Knock_Knock_Lemmy_In@lemmy.world 1 month ago
Why doesn’t the LLM know to write (and run) a program to calculate the number of characters?
I feel like I’m missing something fundamental.
OsrsNeedsF2P@lemmy.ml 1 month ago
You didn’t get good answers so I’ll explain.
First, an LLM can easily write a program to calculate the number of
r
s. If you ask an LLM to do this, you will get the code back.But the website ChatGPT.com has no way of executing this code, even if it was generated.

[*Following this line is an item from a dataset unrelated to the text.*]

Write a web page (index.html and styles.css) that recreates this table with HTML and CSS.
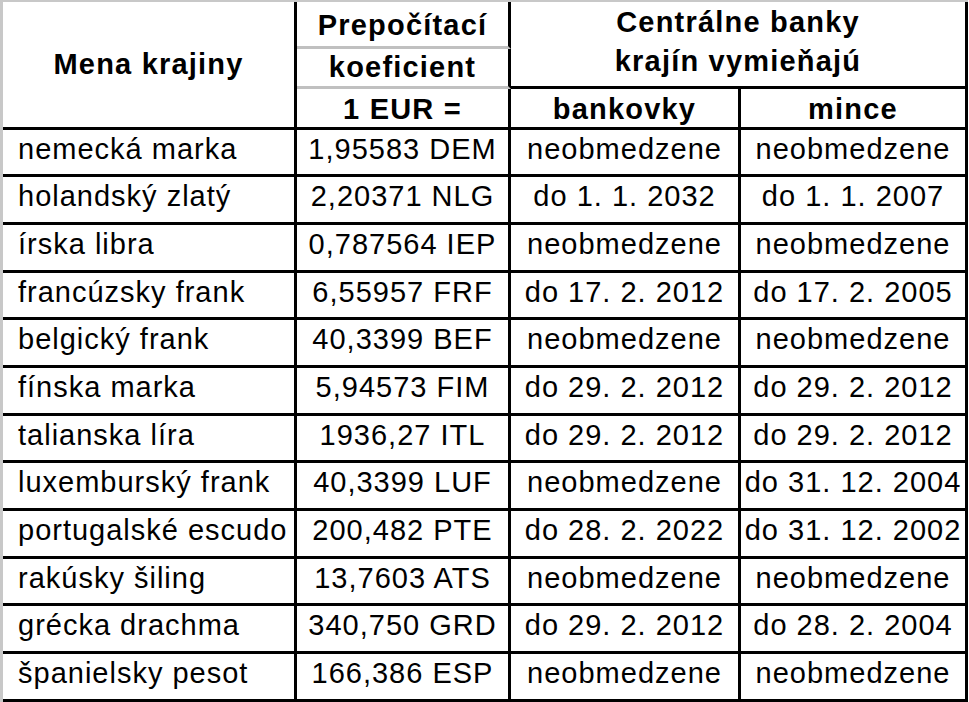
FILE: index.html
```html
<!DOCTYPE html>
<html lang="sk">
<head>
<meta charset="utf-8">
<title>Prepočítacie koeficienty</title>
<link rel="stylesheet" href="styles.css">
</head>
<body>
<div class="sheet">
  <div class="cell head name">Mena krajiny</div>
  <div class="cell head coef1 soft">Prepočítací</div>
  <div class="cell head coef2 soft">koeficient</div>
  <div class="cell head coef3">1 EUR =</div>
  <div class="cell head banks"><span>Centrálne banky<br>krajín vymieňajú</span></div>
  <div class="cell head sub">bankovky</div>
  <div class="cell head sub last">mince</div>

  <div class="cell left">nemecká marka</div><div class="cell">1,95583 DEM</div><div class="cell">neobmedzene</div><div class="cell last">neobmedzene</div>
  <div class="cell left">holandský zlatý</div><div class="cell">2,20371 NLG</div><div class="cell">do 1. 1. 2032</div><div class="cell last">do 1. 1. 2007</div>
  <div class="cell left">írska libra</div><div class="cell">0,787564 IEP</div><div class="cell">neobmedzene</div><div class="cell last">neobmedzene</div>
  <div class="cell left">francúzsky frank</div><div class="cell">6,55957 FRF</div><div class="cell">do 17. 2. 2012</div><div class="cell last">do 17. 2. 2005</div>
  <div class="cell left">belgický frank</div><div class="cell">40,3399 BEF</div><div class="cell">neobmedzene</div><div class="cell last">neobmedzene</div>
  <div class="cell left">fínska marka</div><div class="cell">5,94573 FIM</div><div class="cell">do 29. 2. 2012</div><div class="cell last">do 29. 2. 2012</div>
  <div class="cell left">talianska líra</div><div class="cell">1936,27 ITL</div><div class="cell">do 29. 2. 2012</div><div class="cell last">do 29. 2. 2012</div>
  <div class="cell left">luxemburský frank</div><div class="cell">40,3399 LUF</div><div class="cell">neobmedzene</div><div class="cell last">do 31. 12. 2004</div>
  <div class="cell left">portugalské escudo</div><div class="cell">200,482 PTE</div><div class="cell">do 28. 2. 2022</div><div class="cell last">do 31. 12. 2002</div>
  <div class="cell left">rakúsky šiling</div><div class="cell">13,7603 ATS</div><div class="cell">neobmedzene</div><div class="cell last">neobmedzene</div>
  <div class="cell left">grécka drachma</div><div class="cell">340,750 GRD</div><div class="cell">do 29. 2. 2012</div><div class="cell last">do 28. 2. 2004</div>
  <div class="cell left">španielsky pesot</div><div class="cell">166,386 ESP</div><div class="cell">neobmedzene</div><div class="cell last">neobmedzene</div>
</div>
</body>
</html>
```

FILE: styles.css
```css
html, body {
  margin: 0;
  padding: 0;
  background: #ffffff;
}

.sheet {
  display: grid;
  grid-template-columns: 294px 214px 230px 227px;
  grid-template-rows: 46.5px 40px 41px repeat(12, 47.7px);
  width: max-content;
  border-top: 2px solid #c8c8c8;
  border-left: 3px solid #c8c8c8;
  font-family: "Liberation Sans", Arial, sans-serif;
  font-size: 29px;
  letter-spacing: 1px;
  color: #000;
}

.cell {
  box-sizing: border-box;
  display: flex;
  align-items: center;
  justify-content: center;
  white-space: nowrap;
  border-right: 3px solid #000;
  border-bottom: 3px solid #000;
  padding-bottom: 6px;
  line-height: 1.12;
}

.cell.left {
  justify-content: flex-start;
  padding-left: 15px;
}

.head {
  font-weight: 700;
  letter-spacing: 1.2px;
  padding-bottom: 0;
}

.name {
  grid-column: 1;
  grid-row: 1 / 4;
}

.coef1 {
  grid-column: 2;
  grid-row: 1;
  padding-top: 2px;
}

.coef2 {
  grid-column: 2;
  grid-row: 2;
  padding-top: 1px;
}

.coef3 {
  grid-column: 2;
  grid-row: 3;
  padding-top: 3px;
}

.soft {
  border-bottom-color: #c0c0c0;
}

.banks {
  grid-column: 3 / 5;
  grid-row: 1 / 3;
  text-align: center;
  line-height: 39px;
  padding-bottom: 4px;
}

.sub {
  grid-row: 3;
  padding-top: 3px;
}
```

The second explanation is how LLMs work. They work on the word (technically token, but think word) level. They don’t see letters. The AI behind it literally can only see words. The way it generates output is it starts typing words, and then guesses what word is most likely to come next. So it literally does not know how many
r
s are in strawberry. The impressive part is how good this “guessing what word comes next” is at answering more complex questions.outhouseperilous@lemmy.dbzer0.com 1 month ago
It doesn’t know things.
It’s a statistical model. It cannot synthesize information ir problem solve, only show you a rough average of its library if inputs graphed by proximity to your input.

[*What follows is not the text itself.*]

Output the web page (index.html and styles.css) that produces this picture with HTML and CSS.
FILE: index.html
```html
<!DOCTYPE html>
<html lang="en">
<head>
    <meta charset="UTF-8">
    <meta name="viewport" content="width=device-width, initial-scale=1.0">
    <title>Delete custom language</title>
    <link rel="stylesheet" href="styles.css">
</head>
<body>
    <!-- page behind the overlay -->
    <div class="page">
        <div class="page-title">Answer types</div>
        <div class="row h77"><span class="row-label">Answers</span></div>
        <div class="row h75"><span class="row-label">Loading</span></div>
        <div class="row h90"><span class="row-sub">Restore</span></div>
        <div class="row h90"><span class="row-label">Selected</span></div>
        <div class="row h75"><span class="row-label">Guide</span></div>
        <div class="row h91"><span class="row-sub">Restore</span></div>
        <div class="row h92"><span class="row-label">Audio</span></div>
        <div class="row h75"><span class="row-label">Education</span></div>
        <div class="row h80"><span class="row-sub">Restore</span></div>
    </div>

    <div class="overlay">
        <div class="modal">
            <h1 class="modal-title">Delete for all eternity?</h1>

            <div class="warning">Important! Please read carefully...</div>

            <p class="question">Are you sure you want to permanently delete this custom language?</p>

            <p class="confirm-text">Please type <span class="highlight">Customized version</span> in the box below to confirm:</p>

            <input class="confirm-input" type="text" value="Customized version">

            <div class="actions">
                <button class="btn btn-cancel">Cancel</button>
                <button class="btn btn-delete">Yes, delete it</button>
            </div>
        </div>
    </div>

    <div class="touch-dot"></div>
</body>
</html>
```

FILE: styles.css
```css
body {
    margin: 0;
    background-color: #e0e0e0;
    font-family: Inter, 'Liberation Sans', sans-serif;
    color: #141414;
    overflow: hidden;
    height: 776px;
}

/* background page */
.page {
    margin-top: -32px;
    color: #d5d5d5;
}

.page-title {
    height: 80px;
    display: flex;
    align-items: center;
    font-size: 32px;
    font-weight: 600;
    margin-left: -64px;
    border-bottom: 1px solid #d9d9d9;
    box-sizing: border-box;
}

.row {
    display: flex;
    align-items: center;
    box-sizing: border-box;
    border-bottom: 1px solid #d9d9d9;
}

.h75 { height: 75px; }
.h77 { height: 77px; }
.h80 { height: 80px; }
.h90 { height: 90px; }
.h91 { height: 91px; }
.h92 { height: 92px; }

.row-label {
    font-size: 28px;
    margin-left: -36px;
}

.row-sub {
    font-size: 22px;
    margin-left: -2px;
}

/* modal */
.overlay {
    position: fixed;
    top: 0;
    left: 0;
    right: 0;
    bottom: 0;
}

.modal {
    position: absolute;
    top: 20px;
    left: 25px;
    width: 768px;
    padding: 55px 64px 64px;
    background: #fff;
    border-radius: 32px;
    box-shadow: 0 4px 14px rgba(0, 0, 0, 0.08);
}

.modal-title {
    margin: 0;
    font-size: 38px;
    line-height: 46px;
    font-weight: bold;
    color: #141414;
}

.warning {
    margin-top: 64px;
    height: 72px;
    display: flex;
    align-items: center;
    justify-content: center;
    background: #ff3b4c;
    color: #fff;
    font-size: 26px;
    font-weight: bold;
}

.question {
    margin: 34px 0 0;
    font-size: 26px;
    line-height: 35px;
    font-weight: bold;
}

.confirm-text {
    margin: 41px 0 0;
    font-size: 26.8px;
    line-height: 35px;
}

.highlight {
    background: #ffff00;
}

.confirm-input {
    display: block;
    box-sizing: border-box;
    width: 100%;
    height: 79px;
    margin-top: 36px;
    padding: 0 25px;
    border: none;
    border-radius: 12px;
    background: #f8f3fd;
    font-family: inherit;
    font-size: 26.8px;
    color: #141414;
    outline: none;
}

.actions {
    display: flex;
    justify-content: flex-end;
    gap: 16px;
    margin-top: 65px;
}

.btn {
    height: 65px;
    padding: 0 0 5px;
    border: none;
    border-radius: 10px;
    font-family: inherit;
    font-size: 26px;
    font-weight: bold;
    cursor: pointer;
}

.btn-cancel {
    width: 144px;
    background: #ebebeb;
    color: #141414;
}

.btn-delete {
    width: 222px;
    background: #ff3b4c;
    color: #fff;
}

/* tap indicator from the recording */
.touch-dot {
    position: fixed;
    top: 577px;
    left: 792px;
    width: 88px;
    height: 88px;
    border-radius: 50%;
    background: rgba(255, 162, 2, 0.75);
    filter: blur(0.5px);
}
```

jsomae@lemmy.ml 1 month ago
The LLM isn’t aware of its own limitations in this regard. The specific problem of getting an LLM to know what characters a token comprises has not been the focus of training. It’s a totally different kind of error than other hallucinations, it’s almost entirely orthogonal, but other hallucinations are much more important to solve, whereas being able to count the number of letters in a word or add numbers together is not very important, since as you point out, there are already programs that can do that.
UnderpantsWeevil@lemmy.world 1 month ago
I’d be more impressed if the room could tell me how many "r"s are in Strawberry inside five minutes.
Human biology, famous for being simple and straightforward.
outhouseperilous@lemmy.dbzer0.com 1 month ago
Ah! But you can skip all that messy biology abd stuff i don’t understand that’s probably not important, abd just think of it as a classical computer running an x86 architecture, and checkmate, liberal my argument owns you now!
jsomae@lemmy.ml 1 month ago
Because LLMs operate at the token level, I think it would be a more fair comparison with humans to ask why humans can’t produce the IPA spelling words they can say, /nɔr kæn ðeɪ ˈizəli rid θɪŋz ˈrɪtən ˈpjʊrli ɪn aɪ pi ˈeɪ/ despite the fact that it should be simple to – they understand the sounds after all. I’d be impressed if somebody could do this too! But that most people can’t shouldn’t really move you to think humans must be fundamentally stupid because of this one curious artifact.
UnderpantsWeevil@lemmy.world 1 month ago
That’s just access to the right keyboard interface. Humans can and do produce those spellings with additional effort or advanced tool sets.
Humans turns oatmeal into essays via a curios lump of muscle is an impressive enough trick on its face.
LLMs have 95% of the work of human intelligence handled for them and still stumble on the last bits.
outhouseperilous@lemmy.dbzer0.com 1 month ago
Its not a fucking riddle, it’s a koan/thought experiment.
It’s questioning what ‘communication’ fundamentally is, and what knowledge fundamentally is.
It’s not even the first thing to do this. Military theory was cracking away at the ‘communication’ thing a century before, and the nature of knowledge has discourse going back thousands of years.
jsomae@lemmy.ml 1 month ago
You’re right, I shouldn’t have called it a riddle. Still, being a fucking thought experiment doesn’t preclude having a solution. Theseus’ ship is another famous fucking thought experiment, which has also been solved.
outhouseperilous@lemmy.dbzer0.com 1 month ago
‘A solution’
That’s not even remotely the point. Yes there are nany valid solutions. The point isn’t to solve it, but what how you solve it says about and clarifies your ideas.